The risk profile is multidimensional. First, there's the aggregation risk: platforms consolidate access to thousands of devices under single management consoles. A breach of DaVinci's platform could theoretically give attackers control over multiple manufacturing plants. Second, there's the supply chain amplification effect: Samsara's platform connects to countless third-party sensors and devices, each potentially introducing vulnerabilities. Third, and most concerning, is the convergence attack surface: these platforms blend IT networking with operational technology (OT) protocols, creating hybrid environments where neither IT security tools nor traditional OT security approaches are fully adequate.

Emerging Threat Vectors

The cybersecurity implications extend beyond conventional data breaches. Several novel threat vectors are emerging:

  1. Platform-Scale Disruption: Attackers targeting the platform itself could simultaneously disable operations across multiple organizations. Unlike single-factory attacks, platform compromises offer threat actors leverage at unprecedented scale.
  1. AI Manipulation Attacks: As these platforms increasingly incorporate AI for decision-making (predictive maintenance, route optimization, quality control), adversaries could attempt to poison training data or manipulate models to cause physical failures while avoiding detection.
  1. Converged Environment Exploits: The blending of IT and OT networks creates unique vulnerabilities. Attackers can potentially pivot from corporate IT systems through the IoT platform into critical control systems, bypassing air-gapped protections that previously separated these domains.
  1. Third-Party Integration Risks: Most platforms support extensive third-party integrations through APIs and SDKs. Each integration represents a potential entry point, and the compromise of a single third-party component could cascade through the entire platform ecosystem.

The Security Gap

Current cybersecurity practices are struggling to adapt. Traditional IT security focuses on confidentiality and integrity of data, while OT security prioritizes availability and safety of physical processes. IoT platforms demand all four simultaneously. Furthermore, the cloud-native architecture of most modern platforms introduces shared responsibility complexities—while the provider secures the cloud infrastructure, customers remain responsible for securing their configurations, integrations, and edge devices.

The regulatory landscape is also lagging. Most industrial cybersecurity regulations focus on individual facilities or specific sectors, not on the platform layer that now connects them. This creates governance gaps where responsibility for cross-platform, multi-organization incidents remains unclear.

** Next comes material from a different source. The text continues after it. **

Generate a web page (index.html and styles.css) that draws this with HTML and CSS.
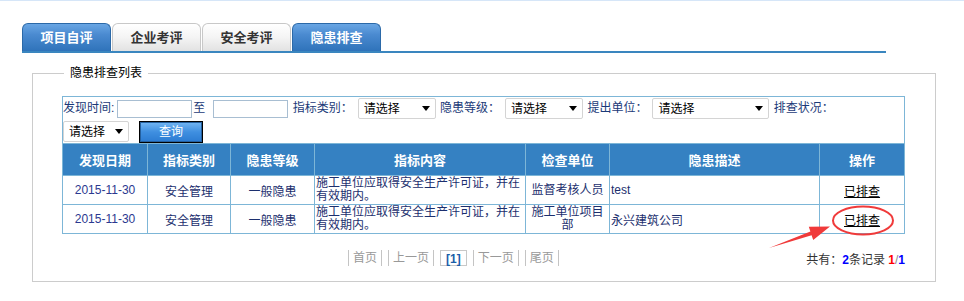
FILE: index.html
```html
<!DOCTYPE html>
<html lang="zh-CN">
<head>
  <meta charset="UTF-8">
  <title>隐患排查</title>
  <link rel="stylesheet" href="styles.css">
</head>
<body>
  <div class="topline"></div>
  <div class="tabs">
    <a class="tab tab-on" href="#">项目自评</a>
    <a class="tab" href="#">企业考评</a>
    <a class="tab" href="#">安全考评</a>
    <a class="tab tab-on" href="#">隐患排查</a>
  </div>

  <fieldset class="panel">
    <legend>隐患排查列表</legend>
    <table class="grid">
      <colgroup>
        <col style="width:85px"><col style="width:83px"><col style="width:84px"><col style="width:211px">
        <col style="width:84px"><col style="width:210px"><col style="width:85px">
      </colgroup>
      <tr>
        <td colspan="7" class="filter">
          <span class="lbl lbl-first">发现时间:</span><input class="date" type="text"><span class="to">至</span><input class="date" type="text">
          <span class="lbl">指标类别：</span><span class="pick"><select><option>请选择</option></select></span>
          <span class="lbl">隐患等级：</span><span class="pick"><select><option>请选择</option></select></span>
          <span class="lbl">提出单位：</span><span class="pick pick-wide"><select><option>请选择</option></select></span>
          <span class="lbl">排查状况：</span><span class="group"><span class="pick pick-small"><select><option>请选择</option></select></span><button class="btn-search" type="button">查询</button></span>
        </td>
      </tr>
      <tr class="head">
        <th>发现日期</th>
        <th>指标类别</th>
        <th>隐患等级</th>
        <th>指标内容</th>
        <th>检查单位</th>
        <th>隐患描述</th>
        <th>操作</th>
      </tr>
      <tr>
        <td class="date-cell">2015-11-30</td>
        <td>安全管理</td>
        <td>一般隐患</td>
        <td class="text-cell">施工单位应取得安全生产许可证，并在有效期内。</td>
        <td class="unit-cell">监督考核人员</td>
        <td class="desc-cell">test</td>
        <td class="ops"><a href="#">已排查</a></td>
      </tr>
      <tr>
        <td class="date-cell">2015-11-30</td>
        <td>安全管理</td>
        <td>一般隐患</td>
        <td class="text-cell">施工单位应取得安全生产许可证，并在有效期内。</td>
        <td class="unit-cell">施工单位项目部</td>
        <td class="desc-cell">永兴建筑公司</td>
        <td class="ops"><a href="#">已排查</a></td>
      </tr>
    </table>

    <div class="pagebar">
      <div class="pager">
        <a href="#">首页</a>
        <a href="#">上一页</a>
        <span class="cur">[1]</span>
        <a href="#">下一页</a>
        <a href="#">尾页</a>
      </div>
      <div class="total">共有：<b class="blue">2</b>条记录 <b class="red">1</b><span class="slash">/</span><b class="blue">1</b></div>
    </div>
  </fieldset>

  <svg class="mark" width="964" height="301" viewBox="0 0 964 301">
    <ellipse cx="863" cy="220.5" rx="30" ry="14" fill="none" stroke="#f03a3a" stroke-width="2"/>
    <polygon points="769,248 810.4,231.4 808.8,226.7 830,226.6 813.2,239.9 811.6,235.2" fill="#f03a3a"/>
  </svg>
</body>
</html>
```

FILE: styles.css
```css
body {
  margin: 0;
  font: 12px "Liberation Sans", "Noto Sans CJK SC", sans-serif;
  color: #333;
  position: relative;
  width: 964px;
  height: 301px;
  overflow: hidden;
  background: #fff;
}
.topline {
  height: 1px;
  background: #d6e6f8;
}
.tabs {
  display: flex;
  gap: 1px;
  margin: 22px 0 0 22px;
  width: 864px;
  border-bottom: 2px solid #3a86bf;
}
.tab {
  box-sizing: border-box;
  width: 89px;
  height: 28px;
  line-height: 27px;
  text-align: center;
  font-size: 13px;
  font-weight: bold;
  color: #333;
  text-decoration: none;
  border: 1px solid #c8c8c8;
  border-bottom: 0;
  border-radius: 6px 6px 0 0;
  background: linear-gradient(#fff, #f4f4f4 50%, #e2e2e2);
}
.tab-on {
  color: #fff;
  border-color: #2b69a8;
  background: linear-gradient(#69a6e4, #4a8ad0 40%, #2f73ba);
}
.panel {
  box-sizing: border-box;
  width: 904px;
  margin: 12px 0 0 32px;
  padding: 15px 30px 15px 29px;
  border: 1px solid #ccc;
}
.panel legend {
  margin-left: 2px;
  padding: 0 6px;
  line-height: 16px;
  color: #000;
}
.grid {
  width: 843px;
  table-layout: fixed;
  border-collapse: collapse;
  border: 1px solid #76b3d4;
}
.grid th,
.grid td {
  border: 1px solid #7db6d7;
  padding: 0;
  text-align: center;
  color: #1c2f6e;
}
.grid .filter {
  text-align: left;
  line-height: 23px;
  color: #1b3a78;
}
.lbl {
  margin-left: 1px;
}
.lbl-first {
  margin-left: 0;
}
.date {
  box-sizing: border-box;
  width: 75px;
  height: 18px;
  margin: 0 0 0 3px;
  padding: 0;
  border: 1px solid #a8bed2;
  vertical-align: middle;
}
.to {
  margin: 0 5px 0 1px;
}
.pick {
  position: relative;
  display: inline-block;
  vertical-align: middle;
  line-height: 0;
  margin-left: 5px;
}
.pick select {
  appearance: none;
  width: 78px;
  height: 21px;
  margin: 0;
  padding: 0 0 0 5px;
  border: 1px solid #d4d4d4;
  border-radius: 2px;
  background: #fff;
  font: 12px "Liberation Sans", "Noto Sans CJK SC", sans-serif;
  color: #000;
}
.pick::after {
  content: "";
  position: absolute;
  right: 6px;
  top: 8px;
  border-left: 4px solid transparent;
  border-right: 4px solid transparent;
  border-top: 5px solid #000;
}
.pick-wide select {
  width: 117px;
}
.pick-small {
  margin-left: 0;
}
.pick-small select {
  width: 66px;
}
.group {
  white-space: nowrap;
}
.btn-search {
  box-sizing: border-box;
  width: 64px;
  height: 22px;
  margin-left: 10px;
  padding: 0 0 5px;
  vertical-align: middle;
  border: 1px solid #000;
  box-shadow: inset 0 0 0 1px #24609f;
  background: linear-gradient(#74b6f2, #3f8fe0 50%, #2b7bd2);
  color: #fff;
  font: 12px "Liberation Sans", "Noto Sans CJK SC", sans-serif;
}
.grid .head th {
  height: 31px;
  background: #3581c2;
  color: #fff;
  font-size: 13px;
  font-weight: bold;
}
.grid tr td {
  height: 28px;
}
.grid .filter {
  height: auto;
}
.grid .date-cell {
  color: #2b3990;
}
.grid .text-cell {
  text-align: left;
  line-height: 13px;
  padding: 0 1px;
}
.grid .unit-cell {
  line-height: 13px;
  padding: 0 2px;
}
.grid .desc-cell {
  text-align: left;
  padding-left: 1px;
}
.ops a {
  color: #000;
  text-decoration: underline;
}
.pagebar {
  display: flex;
  align-items: center;
  height: 16px;
  margin-top: 16px;
}
.pager {
  display: flex;
  gap: 6px;
  margin-left: 286px;
}
.pager a,
.pager .cur {
  height: 16px;
  line-height: 16px;
  padding: 0 4px;
  color: #999;
  text-decoration: none;
  border-left: 1px solid #c4c4c4;
  border-right: 1px solid #c4c4c4;
}
.pager .cur {
  box-sizing: border-box;
  padding: 0 5px;
  border: 1px solid #c8c8c8;
  color: #1b5ea8;
  font-weight: bold;
}
.total {
  margin-left: auto;
  color: #333;
}
.total .blue {
  color: #00f;
}
.total .red {
  color: #f00;
}
.total .slash {
  color: #888;
}
.mark {
  position: absolute;
  left: 0;
  top: 0;
  pointer-events: none;
}
```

Toward a New Security Paradigm

Addressing these challenges requires fundamental shifts in security thinking:

  • Platform-Centric Security Models: Security must be designed around the platform architecture itself, not just the individual components. This includes platform-level threat detection, centralized identity management across IT-OT boundaries, and security controls that understand both data flows and physical process implications.
  • Zero Trust for Physical Operations: The zero trust principle of 'never trust, always verify' must extend to device-to-platform and platform-to-physical system communications. Every transaction between a sensor and platform, or between the platform and an actuator, requires authentication and authorization verification.
  • Resilience by Design: Given the inevitability of some breaches, platforms must be designed to maintain 'safe mode' operations during compromises. This includes segmentation that limits blast radius, fail-secure mechanisms for critical controls, and manual override capabilities that don't depend on digital platform availability.
  • Cross-Organizational Security Collaboration: As platforms connect multiple enterprises, traditional organizational security boundaries become irrelevant. Information sharing about threats, vulnerabilities, and incidents must occur across platform participants, potentially through the platform providers themselves as trusted intermediaries.

The Road Ahead

The growth trajectory of enterprise IoT platforms shows no signs of slowing. As DaVinci, Samsara, and their competitors continue expanding, the security community faces a race against time to develop appropriate safeguards. This isn't merely about protecting data—it's about ensuring the continuity and safety of the physical operations that underpin global economies.

Organizations adopting these platforms must move beyond checkbox compliance and vendor security assurances. They need to conduct platform-specific risk assessments, demand transparency about security architectures, and develop incident response plans that account for both digital and physical consequences. Meanwhile, security researchers must prioritize understanding these emerging attack surfaces, developing testing methodologies for platform-scale systems, and contributing to standards that can keep pace with technological convergence.

The invisible backbone is already in place, quietly reshaping how the world operates. Making it visible—and secure—represents one of the most critical cybersecurity challenges of this decade.